What the fall in oil prices means for the global economy

11th February 2015

As Barings estimates that the fall in oil prices equates to a $200 billion increase in US consumer discretionary spending, Marino Valensise, head of the global multi asset group at the bank explains what this means for  the economy and investors…

The precipitous fall in oil prices has largely been a factor of supply rather than demand, according to Baring Asset Management (“Barings”). Demand for oil has continued to grow year-on-year but supply has grown even faster. Slower-than-expected demand growth in China has only been a marginal factor: China represents around 12% of global oil demand, so weaker demand has not been enough to drive prices down by the dramatic 50% seen in the market.

Low oil prices are clearly supportive for industrial activity, with manufacturing and other industries across the globe benefitting from lower energy costs. The biggest beneficiaries of all, however, will be US consumers, who will enjoy an increase in disposable income of around $200 billion in 2015 due to cheaper prices at the pump.

Marino Valensise said: “Given the beneficial effect a lower oil price is likely to have on the US consumer, we have upgraded our views on consumer discretionary and consumer staples from underweight to neutral. Though it is not clear exactly how Americans will spend their extra cash, evidence suggests it is going into increased spending on food and restaurants; in Asia, consumer staples may be the beneficiaries. Though these sectors are not cheap, we still expect to see some positive earnings impact in the coming months.

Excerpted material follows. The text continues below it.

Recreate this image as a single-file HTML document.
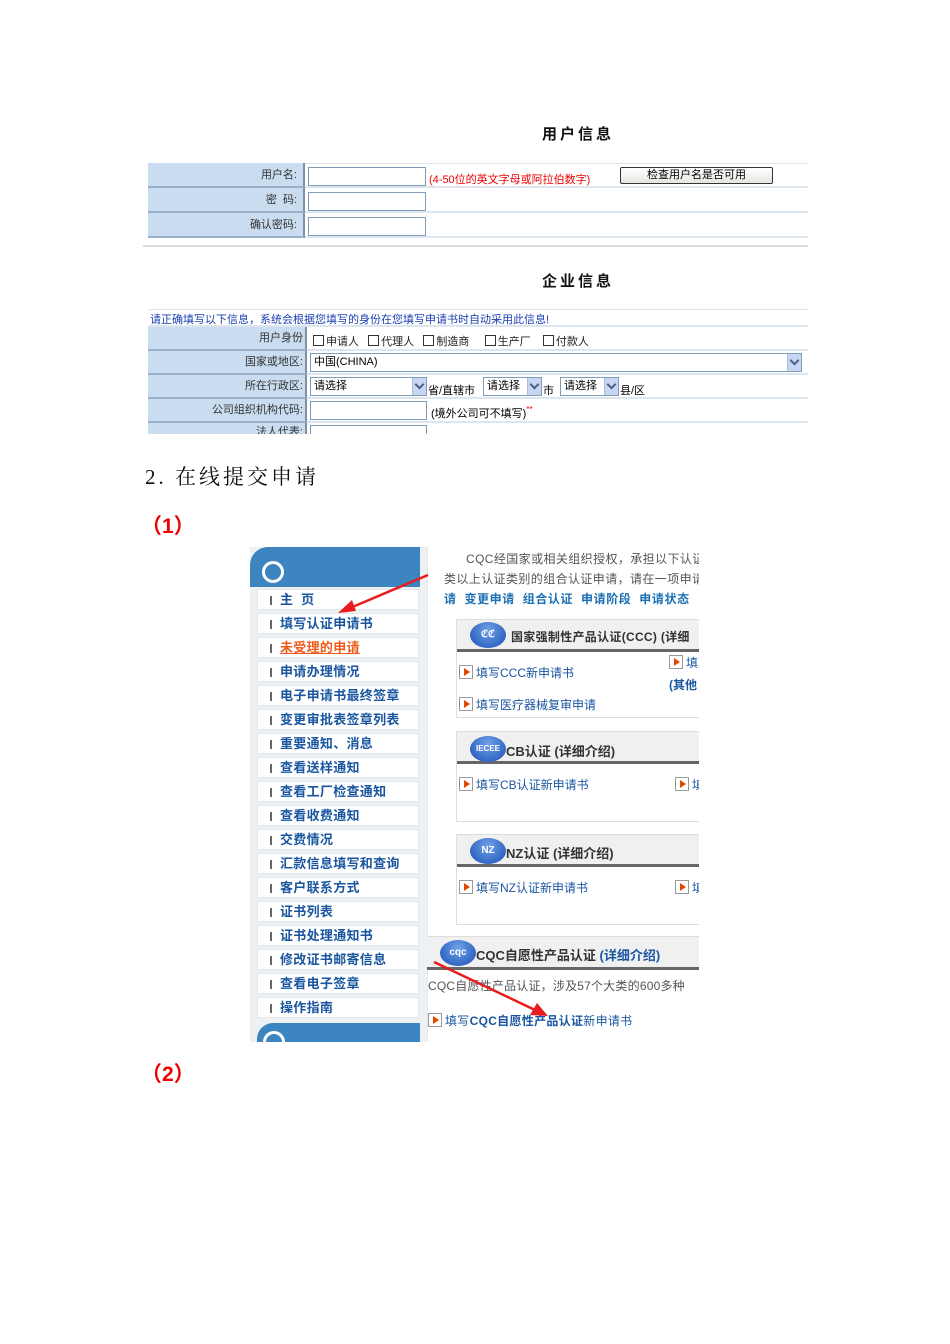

“While we expect a similar phenomenon will occur in Europe, a combination of high taxes on petrol and a weak euro will dampen any positive impact on consumers in Europe. Similarly in Japan, a weakened yen will diminish any benefits from cheaper oil.”

A negative consequence of a lower oil price will be the hit to capital expenditure (capex) in the US. It is estimated that as much as 25% of capex in the US is linked to the energy sector. While there will continue to be maintenance capex in the sector, in Barings’ view there will be some reduction of spending from energy companies – which could eventually translate into US job losses.

Marino Valensise concludes: “We adopted a more positive stance on the energy sector in December when we upgraded our view from an underweight to a neutral position primarily because we believe there will be a pick-up in M&A. We also see that the large integrated oil companies have a variety of other business lines besides strict oil production which can act as a buffer against lower prices. Earnings have already been revised down significantly; however, it is not clear whether they have been revised down enough, which is why we remain neutral on energy companies rather than overweight.”

Overall, Barings believes 2015 will be a year of significant volatility and the beginning of interest rate rises in the US. The firm will continue to actively identify opportunities and pockets of growth in the global economy, as the consequences of major market moves become clearer.

A separate report by Moody’s today found that lower oil prices will not give a significant boost to global growth over the next two years, although it agreed that the US would benefit through “higher consumer and corporate spending”…

It said: “For the G20 economies, we expect GDP growth of just under 3% each year in 2015 and 2016.”

This was unchanged from 2014 and from its previous forecast, Moody’s said.

Marie Diron said: “Lower oil prices should, in principle, give a significant boost to global growth.

“However, a range of factors will offset the windfall income gains from cheaper energy.

“In the euro area, the fall in oil prices takes place in an unfavourable economic climate, with high unemployment, low or negative inflation and resurgent political uncertainty in some countries.”

Moody’s said the European Central Bank’s quantitative easing programme would give a slight boost to the eurozone by weakening the euro.

However, it said: “Weak demand in the euro area suggests that companies will have to pass on the lower energy costs, limiting the potential for higher profit margins.”